2. most SAN's I've checked use about 5% of the available bandwidth. Even for what are considered "enterprise class disk arrays" 100,000 IOPS at 1ms response time and 8K blocks and you're looking at approximately 781 MiB/sec. A single 10GB ethernet connection can handle that with ease. All Flash arrays with "1 meeeelion" IOPS might require around 8 of them.

2. The additional latency incurred by a modern network is currently measured in microseconds, this does make a difference in high frequency trading and some fraud detection systems, it also makes a difference in raw sequential throughput for HPC applications. These are currently edge cases in the "second platform" which is likely to be the vast majority of IT spend for the next decade or so,

3. Extending PCi as a network ... that was what infiniband was designed to do, in some respects, PCi is just a cheap and nasty local only version of infiniband. Personally I've been a fan of RDMA technologies for about 10 years, and RoCEE also looks pretty good.

4. Any of these "Server SAN's require a fast well designed east-west "Server Area Network" .. which was what a "SAN" was before it became a "Storage Area Network" .. ie. you're still accessing data over the network for any "non-local" data.

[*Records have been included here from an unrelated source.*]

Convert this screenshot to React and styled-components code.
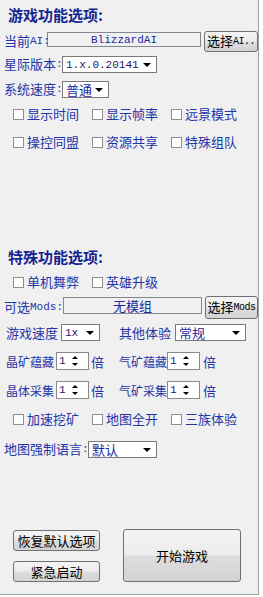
import React from 'react';
import styled, {createGlobalStyle} from 'styled-components';

const GlobalStyle = createGlobalStyle`
    body {
        margin: 0;
        background: #ffffff;
        font-family: "Noto Sans CJK SC", "Liberation Sans", sans-serif;
    }
`;

const Panel = styled.div`
    width: 259px;
    height: 595px;
    box-sizing: border-box;
    background: #f0f0f0;
    border-right: 1px solid #a0a0a0;
    border-bottom: 1px solid #a0a0a0;
    padding: 6px 0 0 4px;
    display: flex;
    flex-direction: column;
`;

const Title = styled.div`
    margin-top: ${({top}) => top || 0}px;
    margin-left: 4px;
    height: 18px;
    line-height: 18px;
    font-size: 15px;
    font-weight: 700;
    color: #17248f;
`;

const Row = styled.div`
    display: flex;
    align-items: ${({align}) => align || 'center'};
    margin-top: ${({top}) => top || 0}px;
    height: ${({h}) => h || 17}px;
`;

const Label = styled.span`
    font-size: ${({small}) => (small ? 12 : 13)}px;
    line-height: 17px;
    color: #1f35a8;
    white-space: nowrap;
    width: ${({w}) => (w ? `${w}px` : 'auto')};
    margin-left: ${({ml}) => ml || 0}px;
    flex-shrink: 0;

    .mono {
        font-family: "Liberation Mono", monospace;
        font-size: 11px;
        position: relative;
        top: -2px;
    }
`;

const Field = styled.div`
    box-sizing: border-box;
    width: ${({w}) => w}px;
    height: ${({h}) => h || 17}px;
    margin-top: ${({mt}) => mt || 0}px;
    border: 1px solid #828790;
    background: #f0f0f0;
    font-family: "Liberation Mono", monospace;
    font-size: 11px;
    color: #1a2a9c;
    display: flex;
    align-items: center;
    justify-content: center;
`;

const ModsText = styled.span`
    font-family: "Noto Sans CJK SC", sans-serif;
    font-size: 13px;
`;

const Button = styled.button`
    box-sizing: border-box;
    width: ${({w}) => w}px;
    height: ${({h}) => h}px;
    line-height: ${({h}) => h - 3}px;
    margin-left: ${({ml}) => ml || 0}px;
    padding: 0;
    border: 1px solid #707070;
    border-radius: 3px;
    background: linear-gradient(#f4f4f4, #ececec 48%, #dddddd 52%, #d3d3d3);
    font-family: "Noto Sans CJK SC", sans-serif;
    font-size: 13px;
    color: #000;
    cursor: pointer;
    white-space: nowrap;
    flex-shrink: 0;
    text-align: center;

    .mono {
        font-family: "Liberation Mono", monospace;
        font-size: 10px;
        letter-spacing: -0.5px;
        position: relative;
        top: -2px;
    }
`;

const SelectBox = styled.div`
    box-sizing: border-box;
    width: ${({w}) => w}px;
    height: 17px;
    margin-left: ${({ml}) => ml || 0}px;
    border: 1px solid #7a7a7a;
    background: #fff;
    display: flex;
    align-items: center;
    padding-left: 3px;
    font-size: 13px;
    color: #1a2a9c;
    position: relative;
    flex-shrink: 0;

    .mono {
        font-family: "Liberation Mono", monospace;
        font-size: 11px;
        color: #1a1a6a;
    }

    &::after {
        content: '';
        position: absolute;
        right: 5px;
        top: 6px;
        border-left: 4px solid transparent;
        border-right: 4px solid transparent;
        border-top: 4px solid #000;
    }
`;

const Spinner = styled.div`
    box-sizing: border-box;
    width: 33px;
    height: 18px;
    border: 1px solid #8a8a8a;
    background: #fff;
    display: flex;
    align-items: center;
    padding-left: 2px;
    font-family: "Liberation Mono", monospace;
    font-size: 11px;
    color: #1a1a6a;
    position: relative;
    flex-shrink: 0;

    &::before, &::after {
        content: '';
        position: absolute;
        right: 10px;
        border-left: 3px solid transparent;
        border-right: 3px solid transparent;
    }
    &::before {
        top: 3px;
        border-bottom: 3px solid #000;
    }
    &::after {
        bottom: 3px;
        border-top: 3px solid #000;
    }
`;

const CheckRow = styled.div`
    display: flex;
    margin-top: ${({top}) => top || 0}px;
    margin-left: 9px;
    height: 16px;
`;

const Check = styled.label`
    width: 79px;
    display: flex;
    align-items: center;
    font-size: 13px;
    line-height: 16px;
    color: #1f35a8;
    white-space: nowrap;

    &::before {
        content: '';
        box-sizing: border-box;
        width: 11px;
        height: 11px;
        border: 1px solid #8e8f8f;
        background: #fff;
        margin-right: 3px;
        flex-shrink: 0;
    }
`;

const Bottom = styled.div`
    display: flex;
    margin-top: 71px;
    margin-left: 9px;
`;

const LeftButtons = styled.div`
    display: flex;
    flex-direction: column;
    gap: 10px;
    padding-top: 1px;
`;

const gameChecks = [['显示时间', '显示帧率', '远景模式'], ['操控同盟', '资源共享', '特殊组队']];

const App = () => {
    return (
        <Panel>
            <GlobalStyle />
            <Title>游戏功能选项:</Title>

            <Row top={7} h={21} align="flex-start">
                <Label w={43} style={{marginTop: 1}}>当前<span className="mono">AI:</span></Label>
                <Field w={155} h={15} mt={1}>BlizzardAI</Field>
                <Button w={54} h={21} ml={3}>选择<span className="mono">AI..</span></Button>
            </Row>
            <Row top={4}>
                <Label w={58}>星际版本<span className="mono">:</span></Label>
                <SelectBox w={95}><span className="mono">1.x.0.20141</span></SelectBox>
            </Row>
            <Row top={8}>
                <Label w={58}>系统速度<span className="mono">:</span></Label>
                <SelectBox w={47}>普通</SelectBox>
            </Row>

            {gameChecks.map((row, i) => (
                <CheckRow key={i} top={i === 0 ? 8 : 12}>
                    {row.map((item) => <Check key={item}>{item}</Check>)}
                </CheckRow>
            ))}

            <Title top={98}>特殊功能选项:</Title>
            <CheckRow top={8}>
                <Check>单机舞弊</Check>
                <Check>英雄升级</Check>
            </CheckRow>

            <Row top={6} h={23} align="flex-start">
                <Label w={59} style={{marginTop: 2}}>可选<span className="mono">Mods:</span></Label>
                <Field w={139} h={17} mt={1}><ModsText>无模组</ModsText></Field>
                <Button w={53} h={23} ml={3}>选择<span className="mono">Mods</span></Button>
            </Row>
            <Row top={5}>
                <Label w={55} ml={2}>游戏速度</Label>
                <SelectBox w={39}><span className="mono">1x</span></SelectBox>
                <Label w={56} ml={19}>其他体验</Label>
                <SelectBox w={71}>常规</SelectBox>
            </Row>
            <Row top={11} h={18}>
                <Label small w={50} ml={2}>晶矿蕴藏</Label>
                <Spinner>1</Spinner>
                <Label w={28} ml={2}>倍</Label>
                <Label small w={48}>气矿蕴藏</Label>
                <Spinner>1</Spinner>
                <Label ml={3}>倍</Label>
            </Row>
            <Row top={11} h={18}>
                <Label small w={50} ml={2}>晶体采集</Label>
                <Spinner>1</Spinner>
                <Label w={28} ml={2}>倍</Label>
                <Label small w={48}>气矿采集</Label>
                <Spinner>1</Spinner>
                <Label ml={3}>倍</Label>
            </Row>
            <CheckRow top={12}>
                <Check>加速挖矿</Check>
                <Check>地图全开</Check>
                <Check>三族体验</Check>
            </CheckRow>
            <Row top={14}>
                <Label w={84}>地图强制语言<span className="mono">:</span></Label>
                <SelectBox w={69}>默认</SelectBox>
            </Row>

            <Bottom>
                <LeftButtons>
                    <Button w={87} h={21}>恢复默认选项</Button>
                    <Button w={87} h={21}>紧急启动</Button>
                </LeftButtons>
                <Button w={118} h={53} ml={23}>开始游戏</Button>
            </Bottom>
        </Panel>
    );
};

export default App;
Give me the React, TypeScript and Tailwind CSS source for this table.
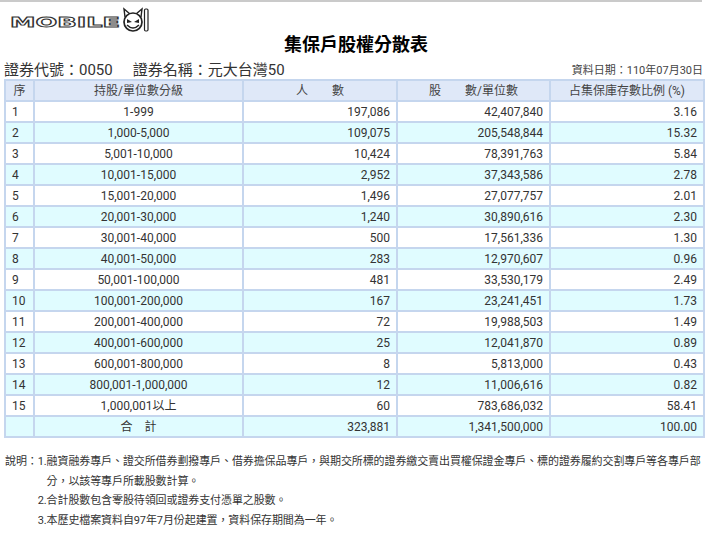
import React from 'react'

const rows: [string, string, string, string][] = [
  ['1-999', '197,086', '42,407,840', '3.16'],
  ['1,000-5,000', '109,075', '205,548,844', '15.32'],
  ['5,001-10,000', '10,424', '78,391,763', '5.84'],
  ['10,001-15,000', '2,952', '37,343,586', '2.78'],
  ['15,001-20,000', '1,496', '27,077,757', '2.01'],
  ['20,001-30,000', '1,240', '30,890,616', '2.30'],
  ['30,001-40,000', '500', '17,561,336', '1.30'],
  ['40,001-50,000', '283', '12,970,607', '0.96'],
  ['50,001-100,000', '481', '33,530,179', '2.49'],
  ['100,001-200,000', '167', '23,241,451', '1.73'],
  ['200,001-400,000', '72', '19,988,503', '1.49'],
  ['400,001-600,000', '25', '12,041,870', '0.89'],
  ['600,001-800,000', '8', '5,813,000', '0.43'],
  ['800,001-1,000,000', '12', '11,006,616', '0.82'],
  ['1,000,001以上', '60', '783,686,032', '58.41'],
]

const font = { fontFamily: 'Roboto, "Noto Sans CJK TC", sans-serif' }

function Logo() {
  return (
    <svg width="145" height="26" viewBox="0 0 145 26">
      <text
        x="3"
        y="20"
        textLength="110"
        lengthAdjust="spacingAndGlyphs"
        fontFamily="DejaVu Sans"
        fontWeight="bold"
        fontSize="14"
        fill="#fff"
        stroke="#333"
        strokeWidth="0.9"
      >
        MOBILE
      </text>
      <path d="M118 10 L117 2 L123 7 M134 10 L135 2 L129 7" fill="none" stroke="#222" strokeWidth="1.4" />
      <circle cx="126" cy="15" r="9" fill="#fff" stroke="#222" strokeWidth="1.7" />
      <path d="M120 12 L125 15 L120 16 Z M132 12 L127 15 L132 16 Z" fill="#222" />
      <path d="M120 18 Q126 24 132 18" fill="none" stroke="#222" strokeWidth="1.5" />
      <rect x="137.5" y="2" width="3.5" height="22" rx="1.2" fill="#fff" stroke="#222" strokeWidth="1.2" />
    </svg>
  )
}

export default function App() {
  const cell = 'border-2 border-[#c5d6ee] px-1.5 h-[21px]'
  return (
    <div className="w-[720px] h-[537px] bg-white text-[#333] overflow-hidden" style={font}>
      <div className="w-[702px] h-[2px] bg-[#cacaca]" />
      <div className="pl-[7px] pt-[5px]">
        <Logo />
      </div>
      <h1 className="text-center text-[18px] font-bold text-black leading-[22px] mt-[1px] pr-[8px]">
        集保戶股權分散表
      </h1>
      <div className="flex items-end justify-between w-[703px] pl-[4px] mt-[5px]">
        <div className="text-[15px] leading-[18px] text-[#333]">
          證券代號：0050<span className="ml-[20px]">證券名稱：元大台灣50</span>
        </div>
        <div className="text-[11px] leading-[16px] text-[#444]">資料日期：110年07月30日</div>
      </div>
      <table className="ml-[4px] w-[699px] border-collapse text-[12px] leading-[16px] text-[#333] table-fixed">
        <colgroup>
          <col className="w-[29px]" />
          <col className="w-[209px]" />
          <col className="w-[154px]" />
          <col className="w-[153px]" />
          <col className="w-[154px]" />
        </colgroup>
        <thead>
          <tr className="bg-[#dfe8f8] text-[#444]">
            <th className={`${cell} font-normal text-center`}>序</th>
            <th className={`${cell} font-normal text-center`}>持股/單位數分級</th>
            <th className={`${cell} font-normal text-center`}>人　　數</th>
            <th className={`${cell} font-normal text-center`}>股　　數/單位數</th>
            <th className={`${cell} font-normal text-center`}>占集保庫存數比例 (%)</th>
          </tr>
        </thead>
        <tbody>
          {rows.map((r, i) => (
            <tr key={i} className={i % 2 === 1 ? 'bg-[#e0fcff]' : 'bg-white'}>
              <td className={`${cell} text-left`}>{i + 1}</td>
              <td className={`${cell} text-center`}>{r[0]}</td>
              <td className={`${cell} text-right`}>{r[1]}</td>
              <td className={`${cell} text-right`}>{r[2]}</td>
              <td className={`${cell} text-right`}>{r[3]}</td>
            </tr>
          ))}
          <tr className="bg-[#e0fcff]">
            <td className={cell}></td>
            <td className={`${cell} text-center`}>合　計</td>
            <td className={`${cell} text-right`}>323,881</td>
            <td className={`${cell} text-right`}>1,341,500,000</td>
            <td className={`${cell} text-right`}>100.00</td>
          </tr>
        </tbody>
      </table>
      <div className="flex pl-[5px] mt-[14px] text-[11px] tracking-[-0.1px] leading-[19.5px] text-[#333] w-[712px]">
        <div className="shrink-0">說明：</div>
        <div className="flex flex-col">
          <div className="flex">
            <span className="shrink-0">1.</span>
            <span>融資融券專戶、證交所借券劃撥專戶、借券擔保品專戶，與期交所標的證券繳交賣出買權保證金專戶、標的證券履約交割專戶等各專戶部分，以該等專戶所載股數計算。</span>
          </div>
          <div>2.合計股數包含零股待領回或證券支付憑單之股數。</div>
          <div>3.本歷史檔案資料自97年7月份起建置，資料保存期間為一年。</div>
        </div>
      </div>
    </div>
  )
}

Having said that there is some merit to using local, ultra-low latency well designed east-west server network, but overcoming the "IO Bound SANs" is not one of them. If you want to pull a server area network to aggregate the CPU and storage class memory resources of multiple disparate computing resources into something that looks like one large physical resource, then its all good, but for the most part, servers, storage and networking all have independent scaling requirements and keeping them separate still makes economic sense provided you have effective ways of dealing with the additional complexity.